Essa passagem representa o ponto em que os intelectuais chegam a um abismo: não sabemos o que vem daqui para frente e é chegada a hora de fazer uma aposta. Ou saltamos para o escuro torcendo para encontrar uma utopia, arriscando tudo; ou ficamos aqui mesmo, porque seria irresponsável correr o risco de perder num segundo o que a civilização levou milhares de anos para construir. Nessa hora cada um consulta seu instinto. Pessoas com o temperamento de João Pereira Coutinho se recusam a pular, preferindo fazer a aposta conservadora (e aqui a gente percebe por que se usa a mesma palavra para denotar um conservador na política e um conservador nos investimentos financeiros). Pessoas com o temperamento de Andityas Matos são diferentes e pulam.

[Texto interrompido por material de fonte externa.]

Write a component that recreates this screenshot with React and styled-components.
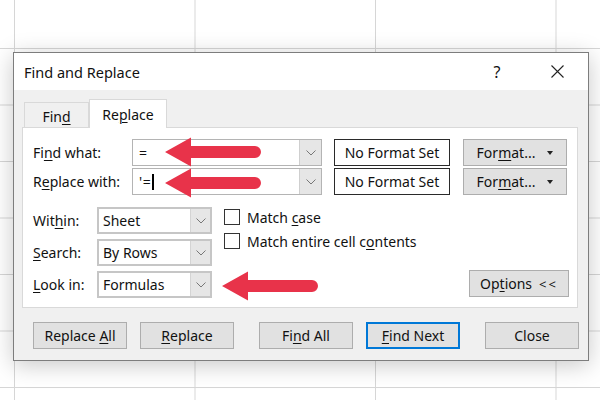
import React from "react";
import styled, { createGlobalStyle } from "styled-components";

const Global = createGlobalStyle`
  html, body { margin: 0; padding: 0; background: #fff; }
  body { font-family: "Noto Sans", "Open Sans", sans-serif; }
  * { box-sizing: border-box; }
`;

const Page = styled.div`
  position: relative;
  width: 600px;
  height: 400px;
  overflow: hidden;
  background-color: #fff;
  background-image:
    linear-gradient(to right, #d6d6d6 1px, transparent 1px),
    linear-gradient(to bottom, #d6d6d6 1px, transparent 1px);
  background-size: 180.5px 100%, 100% 56.5px;
  background-position: 14px 0, 0 48px;
`;

const Dialog = styled.div`
  position: absolute;
  left: 13px;
  top: 52px;
  width: 576px;
  height: 309px;
  border: 1px solid #7d7d7d;
  background: #f0f0f0;
  display: flex;
  flex-direction: column;
  box-shadow: 0 4px 22px rgba(0, 0, 0, 0.22);
  color: #111;
  font-size: 14px;
`;

const TitleBar = styled.div`
  height: 37px;
  background: #fff;
  display: flex;
  align-items: center;
  padding-left: 10px;
`;

const Title = styled.div`
  font-size: 14.5px;
  flex: 1;
`;

const HelpGlyph = styled.div`
  font-size: 16px;
  width: 14px;
  text-align: center;
  margin-right: 47px;
`;

const CloseIcon = styled.svg`
  margin-right: 24px;
`;

const Body = styled.div`
  flex: 1;
  padding-top: 9px;
  display: flex;
  flex-direction: column;
`;

const TabRow = styled.div`
  display: flex;
  align-items: flex-end;
  margin-left: 10px;
  position: relative;
  z-index: 1;
`;

const Tab = styled.div`
  height: ${(p) => (p.$active ? "29px" : "25px")};
  width: ${(p) => p.$w}px;
  margin-bottom: ${(p) => (p.$active ? "-1px" : "0")};
  background: ${(p) => (p.$active ? "#fff" : "#f0f0f0")};
  border: 1px solid #d9d9d9;
  border-bottom: none;
  display: flex;
  align-items: center;
  justify-content: center;
  padding-top: ${(p) => (p.$active ? "0" : "2px")};
`;

const Panel = styled.div`
  margin: 0 10px 0 8px;
  height: 181px;
  background: #fff;
  border: 1px solid #d9d9d9;
  padding: 11px 8px 9px 10px;
  display: flex;
  flex-direction: column;
`;

const FieldRow = styled.div`
  display: grid;
  grid-template-columns: 87px 190px 116px 105px;
  column-gap: 12px;
  height: 25px;
  align-items: stretch;
  margin-top: ${(p) => p.$mt || 0}px;
  & > :nth-child(4) { margin-left: 1px; }
`;

const Label = styled.div`
  display: flex;
  align-items: center;
  white-space: nowrap;
`;

const ComboBox = styled.div`
  display: flex;
  border: 1px solid #b4b4b4;
  background: #fff;
`;

const ComboText = styled.div`
  flex: 1;
  display: flex;
  align-items: center;
  padding-left: 6px;
  letter-spacing: 0.5px;
`;

const Caret = styled.span`
  display: inline-block;
  width: 1.5px;
  height: 16px;
  background: #000;
  margin-left: 1px;
`;

const DropButton = styled.div`
  width: ${(p) => p.$w || 22}px;
  background: #e6e6e6;
  border-left: 1px solid ${(p) => p.$border || "#cfcfcf"};
  display: flex;
  align-items: center;
  justify-content: center;
`;

const FormatBox = styled.div`
  border: 1px solid #2a2a2a;
  background: #fff;
  display: flex;
  align-items: center;
  justify-content: center;
`;

const Button = styled.div`
  background: #e1e1e1;
  border: ${(p) => (p.$focused ? "2px solid #0078d7" : "1px solid #adadad")};
  display: flex;
  align-items: center;
  justify-content: center;
  width: ${(p) => (p.$w ? `${p.$w}px` : "auto")};
  height: 27px;
  white-space: nowrap;
`;

const Tri = styled.span`
  display: inline-block;
  width: 0;
  height: 0;
  border-left: 3.5px solid transparent;
  border-right: 3.5px solid transparent;
  border-top: 4px solid #222;
  margin-left: 12px;
  margin-top: 1px;
`;

const Chevrons = styled.span`
  margin-left: 7px;
  letter-spacing: 2px;
  font-size: 13px;
`;

const OptionsArea = styled.div`
  display: flex;
  margin-top: 14px;
`;

const SelectCol = styled.div`
  display: flex;
  flex-direction: column;
  gap: 5px;
`;

const SelectRow = styled.div`
  display: grid;
  grid-template-columns: 64px 115px;
  height: 27px;
`;

const Select = styled.div`
  display: flex;
  border: 2px solid #c6c6c6;
  background: #fff;
`;

const SelectText = styled.div`
  flex: 1;
  display: flex;
  align-items: center;
  padding-left: 4px;
`;

const CheckCol = styled.div`
  flex: 1;
  margin-left: 12px;
  padding-top: 2px;
  display: flex;
  flex-direction: column;
  gap: 8px;
`;

const CheckRow = styled.div`
  display: flex;
  align-items: center;
  gap: 7px;
  height: 16px;
  white-space: nowrap;
`;

const Box = styled.div`
  width: 16px;
  height: 16px;
  flex: none;
  border: 1px solid #333;
  background: #fff;
`;

const OptionsButton = styled(Button)`
  align-self: flex-end;
  margin-bottom: 1px;
`;

const ButtonRow = styled.div`
  display: flex;
  margin: 14px 0 0 19px;
  & > :nth-child(2) { margin-left: 13px; }
  & > :nth-child(3) { margin-left: 25px; }
  & > :nth-child(4) { margin-left: 13px; }
  & > :nth-child(5) { margin-left: 25px; }
`;

const U = styled.span`
  text-decoration: underline;
  text-underline-offset: 2px;
  text-decoration-thickness: 1px;
`;

const ArrowSvg = styled.svg`
  position: absolute;
  left: ${(p) => p.$x}px;
  top: ${(p) => p.$y}px;
`;

const Chevron = () => (
  <svg width="10" height="6" viewBox="0 0 10 6">
    <polyline points="0.5,0.5 5,5 9.5,0.5" fill="none" stroke="#777" strokeWidth="1" />
  </svg>
);

const Arrow = ({ x, y }) => (
  <ArrowSvg $x={x} $y={y} width="97" height="30" viewBox="0 0 97 30">
    <path
      d="M0,15 L26,0.5 L26,9 L90,9 A6,6 0 0 1 90,21 L26,21 L26,29.5 Z"
      fill="#e8334a"
    />
  </ArrowSvg>
);

export default function App() {
  return (
    <Page>
      <Global />
      <Dialog>
        <TitleBar>
          <Title>Find and Replace</Title>
          <HelpGlyph>?</HelpGlyph>
          <CloseIcon width="13" height="13" viewBox="0 0 13 13">
            <path d="M0.5,0.5 L12.5,12.5 M12.5,0.5 L0.5,12.5" stroke="#222" strokeWidth="1.1" />
          </CloseIcon>
        </TitleBar>
        <Body>
          <TabRow>
            <Tab $w={65}>
              Fin<U>d</U>
            </Tab>
            <Tab $w={78} $active>
              Re<U>p</U>lace
            </Tab>
          </TabRow>
          <Panel>
            <FieldRow>
              <Label>
                Fi<U>n</U>d what:
              </Label>
              <ComboBox>
                <ComboText>=</ComboText>
                <DropButton>
                  <Chevron />
                </DropButton>
              </ComboBox>
              <FormatBox>No Format Set</FormatBox>
              <Button>
                For<U>m</U>at...
                <Tri />
              </Button>
            </FieldRow>
            <FieldRow $mt={4}>
              <Label>
                R<U>e</U>place with:
              </Label>
              <ComboBox>
                <ComboText>
                  '=<Caret />
                </ComboText>
                <DropButton>
                  <Chevron />
                </DropButton>
              </ComboBox>
              <FormatBox>No Format Set</FormatBox>
              <Button>
                For<U>m</U>at...
                <Tri />
              </Button>
            </FieldRow>
            <OptionsArea>
              <SelectCol>
                <SelectRow>
                  <Label>
                    Wit<U>h</U>in:
                  </Label>
                  <Select>
                    <SelectText>Sheet</SelectText>
                    <DropButton $w={20} $border="#d4d4d4">
                      <Chevron />
                    </DropButton>
                  </Select>
                </SelectRow>
                <SelectRow>
                  <Label>
                    <U>S</U>earch:
                  </Label>
                  <Select>
                    <SelectText>By Rows</SelectText>
                    <DropButton $w={20} $border="#d4d4d4">
                      <Chevron />
                    </DropButton>
                  </Select>
                </SelectRow>
                <SelectRow>
                  <Label>
                    <U>L</U>ook in:
                  </Label>
                  <Select>
                    <SelectText>Formulas</SelectText>
                    <DropButton $w={20} $border="#d4d4d4">
                      <Chevron />
                    </DropButton>
                  </Select>
                </SelectRow>
              </SelectCol>
              <CheckCol>
                <CheckRow>
                  <Box />
                  <span>
                    Match <U>c</U>ase
                  </span>
                </CheckRow>
                <CheckRow>
                  <Box />
                  <span>
                    Match entire cell c<U>o</U>ntents
                  </span>
                </CheckRow>
              </CheckCol>
              <OptionsButton $w={100}>
                Op<U>t</U>ions<Chevrons>&lt;&lt;</Chevrons>
              </OptionsButton>
            </OptionsArea>
          </Panel>
          <ButtonRow>
            <Button $w={94}>
              Replace&nbsp;<U>A</U>ll
            </Button>
            <Button $w={94}>
              <U>R</U>eplace
            </Button>
            <Button $w={94}>
              Fi<U>n</U>d All
            </Button>
            <Button $w={94} $focused>
              <U>F</U>ind Next
            </Button>
            <Button $w={94}>Close</Button>
          </ButtonRow>
        </Body>
      </Dialog>
      <Arrow x={165} y={137} />
      <Arrow x={165} y={168} />
      <Arrow x={222} y={271} />
    </Page>
  );
}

A pergunta que não fizemos até agora é: por que existe essa variação? Uma teoria da psicologia evolutiva é que essa variação existe porque ela é útil para o sucesso do grupo. Faz bem ter algumas pessoas que se adiantam para pegar os frutos de um arbusto enquanto outras ficam para trás, achando que viram a silhueta de um urso atrás da planta. Se todos fossem como os segundos, o grupo perderia muitas oportunidades de se dar bem e sairia no prejuízo. Se todos fossem como os primeiros, bastaria aparecer um urso atrás de um arbusto para acabar com todo o grupo de uma vez só. Do mesmo jeito, é útil para a nossa sociedade ter um grupo que explora novas possibilidades, enquanto mantém um grupo que se ancora na tradição. Até porque é preciso alguém para manter as conquistas obtidas pelos inovadores do passado; sem os conservadores, pode ser que as boas inovações, depois de se tornarem velhas e desinteressantes, acabassem sendo perdidas no afã exploratório daquelas “pessoas que querem novas sensações a qualquer minuto”.